The investment bank stresses that Growth stocks still present an attractive valuation compared to the broader benchmark, while easing rates have nullified the tailwind from US Value, “which is now our worst-performing factor in the US,” strategists note.

Barclays points out that the current economic climate differs significantly from the post-election period in 2016, with inflation and interest rates higher than they were back then. These factors, along with not-so-distant Treasury yield levels that could challenge equities, set a complex stage for Growth stocks.

However, Barclays believes that the earnings upside in technology could bolster Growth stocks, which are still seen as “modestly cheap” in historical terms.

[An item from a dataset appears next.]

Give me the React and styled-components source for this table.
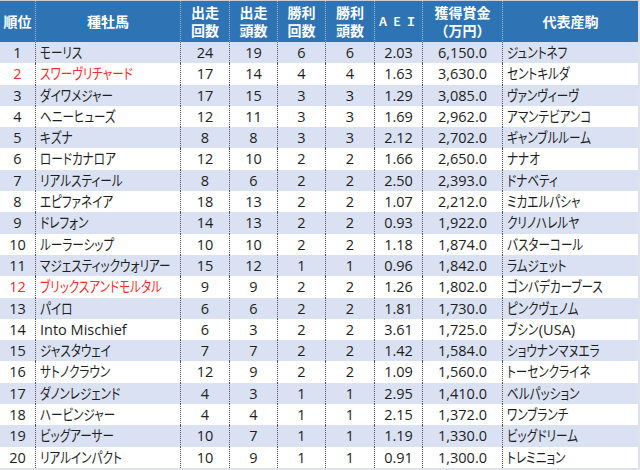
import React from "react";
import styled, { createGlobalStyle } from "styled-components";

const GlobalStyle = createGlobalStyle`
  html, body {
    margin: 0;
    padding: 0;
    background: #fff;
  }
`;

const COLS = "35px 145px 49px 48px 48px 49px 48px 80px 136px";

const rows = [
  [1, "モーリス", 24, 19, 6, 6, "2.03", "6,150.0", "ジュントネフ"],
  [2, "スワーヴリチャード", 17, 14, 4, 4, "1.63", "3,630.0", "セントキルダ", true],
  [3, "ダイワメジャー", 17, 15, 3, 3, "1.29", "3,085.0", "ヴァンヴィーヴ"],
  [4, "ヘニーヒューズ", 12, 11, 3, 3, "1.69", "2,962.0", "アマンテビアンコ"],
  [5, "キズナ", 8, 8, 3, 3, "2.12", "2,702.0", "ギャンブルルーム"],
  [6, "ロードカナロア", 12, 10, 2, 2, "1.66", "2,650.0", "ナナオ"],
  [7, "リアルスティール", 8, 6, 2, 2, "2.50", "2,393.0", "ドナベティ"],
  [8, "エピファネイア", 18, 13, 2, 2, "1.07", "2,212.0", "ミカエルパシャ"],
  [9, "ドレフォン", 14, 13, 2, 2, "0.93", "1,922.0", "クリノハレルヤ"],
  [10, "ルーラーシップ", 10, 10, 2, 2, "1.18", "1,874.0", "バスターコール"],
  [11, "マジェスティックウォリアー", 15, 12, 1, 1, "0.96", "1,842.0", "ラムジェット"],
  [12, "ブリックスアンドモルタル", 9, 9, 2, 2, "1.26", "1,802.0", "ゴンバデカーブース", true],
  [13, "パイロ", 6, 6, 2, 2, "1.81", "1,730.0", "ピンクヴェノム"],
  [14, "Into Mischief", 6, 3, 2, 2, "3.61", "1,725.0", "ブシン(USA)"],
  [15, "ジャスタウェイ", 7, 7, 2, 2, "1.42", "1,584.0", "ショウナンマヌエラ"],
  [16, "サトノクラウン", 12, 9, 2, 2, "1.09", "1,560.0", "トーセンクライネ"],
  [17, "ダノンレジェンド", 4, 3, 1, 1, "2.95", "1,410.0", "ベルパッション"],
  [18, "ハービンジャー", 4, 4, 1, 1, "2.15", "1,372.0", "ワンブランチ"],
  [19, "ビッグアーサー", 10, 7, 1, 1, "1.19", "1,330.0", "ビッグドリーム"],
  [20, "リアルインパクト", 10, 9, 1, 1, "0.91", "1,300.0", "トレミニョン"],
];

const Table = styled.div`
  width: 640px;
  height: 470px;
  box-sizing: border-box;
  border-top: 1px solid #c9ced8;
  border-right: 2px solid #dfe2ea;
  border-bottom: 2px solid #dfe2ea;
  font-family: "Open Sans", "Noto Sans CJK JP", sans-serif;
  color: #1e1e1e;
  overflow: hidden;
`;

const HeadRow = styled.div`
  display: grid;
  grid-template-columns: ${COLS};
  height: 41px;
  background: #2e74b5;
  color: #fff;
  font-weight: 700;
  font-size: 14px;
  line-height: 18px;
`;

const HeadCell = styled.div`
  display: flex;
  align-items: center;
  justify-content: center;
  text-align: center;
  border-left: ${({ $first }) => ($first ? "none" : "1px dotted #a9b8c9")};
  font-size: ${({ $small }) => ($small ? "11px" : "14px")};
  letter-spacing: ${({ $small }) => ($small ? "3px" : "0")};
`;

const Row = styled.div`
  display: grid;
  grid-template-columns: ${COLS};
  height: 21.3px;
  background: ${({ $band }) => ($band ? "#d9e1f2" : "#fff")};
  font-size: 14.5px;
  line-height: 21.3px;
`;

const Cell = styled.div`
  white-space: nowrap;
  display: flex;
  justify-content: ${({ $align }) => ($align === "left" ? "flex-start" : "center")};
  padding-left: ${({ $align }) => ($align === "left" ? "4px" : "0")};
  border-left: ${({ $first }) => ($first ? "none" : "1px dotted #555")};
  color: ${({ $red }) => ($red ? "#ff2a2a" : "inherit")};
`;

// katakana in the source font are narrow; squeeze the CJK face to match
const Kana = styled.span`
  display: inline-block;
  font-feature-settings: "palt";
  transform: scaleX(0.8);
  transform-origin: left center;
  margin-right: ${({ $w }) => `-${$w}px`};
`;

const Name = ({ text }) => {
  const parts = text.split(/([\u3040-\u30ff]+)/).filter(Boolean);
  return parts.map((p, i) =>
    /[\u3040-\u30ff]/.test(p) ? (
      <Kana key={i} $w={(p.length * 2.4).toFixed(1)}>{p}</Kana>
    ) : (
      <span key={i}>{p}</span>
    )
  );
};

export default function App() {
  return (
    <>
      <GlobalStyle />
      <Table>
        <HeadRow>
          <HeadCell $first>順位</HeadCell>
          <HeadCell>種牡馬</HeadCell>
          <HeadCell>出走<br />回数</HeadCell>
          <HeadCell>出走<br />頭数</HeadCell>
          <HeadCell>勝利<br />回数</HeadCell>
          <HeadCell>勝利<br />頭数</HeadCell>
          <HeadCell $small>ＡＥＩ</HeadCell>
          <HeadCell>獲得賞金<br />（万円）</HeadCell>
          <HeadCell>代表産駒</HeadCell>
        </HeadRow>
        {rows.map(([rank, sire, starts, runners, wins, winners, aei, prize, rep, red], i) => (
          <Row key={rank} $band={i % 2 === 0}>
            <Cell $first $red={red}>{rank}</Cell>
            <Cell $align="left" $red={red}><Name text={sire} /></Cell>
            <Cell>{starts}</Cell>
            <Cell>{runners}</Cell>
            <Cell>{wins}</Cell>
            <Cell>{winners}</Cell>
            <Cell>{aei}</Cell>
            <Cell>{prize}</Cell>
            <Cell $align="left"><Name text={rep} /></Cell>
          </Row>
        ))}
      </Table>
    </>
  );
}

While unified Republican control in the US has traditionally benefited both Value and Growth sectors, changes in fiscal policy, tariffs, tax cuts, and deregulation might not significantly affect the relative performance of Value over Growth stocks.

In contrast to its US outlook, Barclays maintains a positive view on Value stocks in Europe, attributing this to their low valuation, cyclicality, and performance in reflationary macro environments. The firm holds a neutral position on Growth stocks in the European market.

Moreover, it reiterated neutrality on Momentum and Quality stocks in both the US and European markets.

“Trend-following did well in both regions in the weeks following the US Presidential election, but has suffered a recent reversal. We downgraded Momentum to Neutral in both regions last month and maintain that stance,” strategists led by Venu Krishna said.

They also voiced a preference for large-cap stocks in the US and small-cap stocks in Europe, and remain neutral on high-volatility stocks in the US and a negative view on defensive low-volatility stocks in Europe.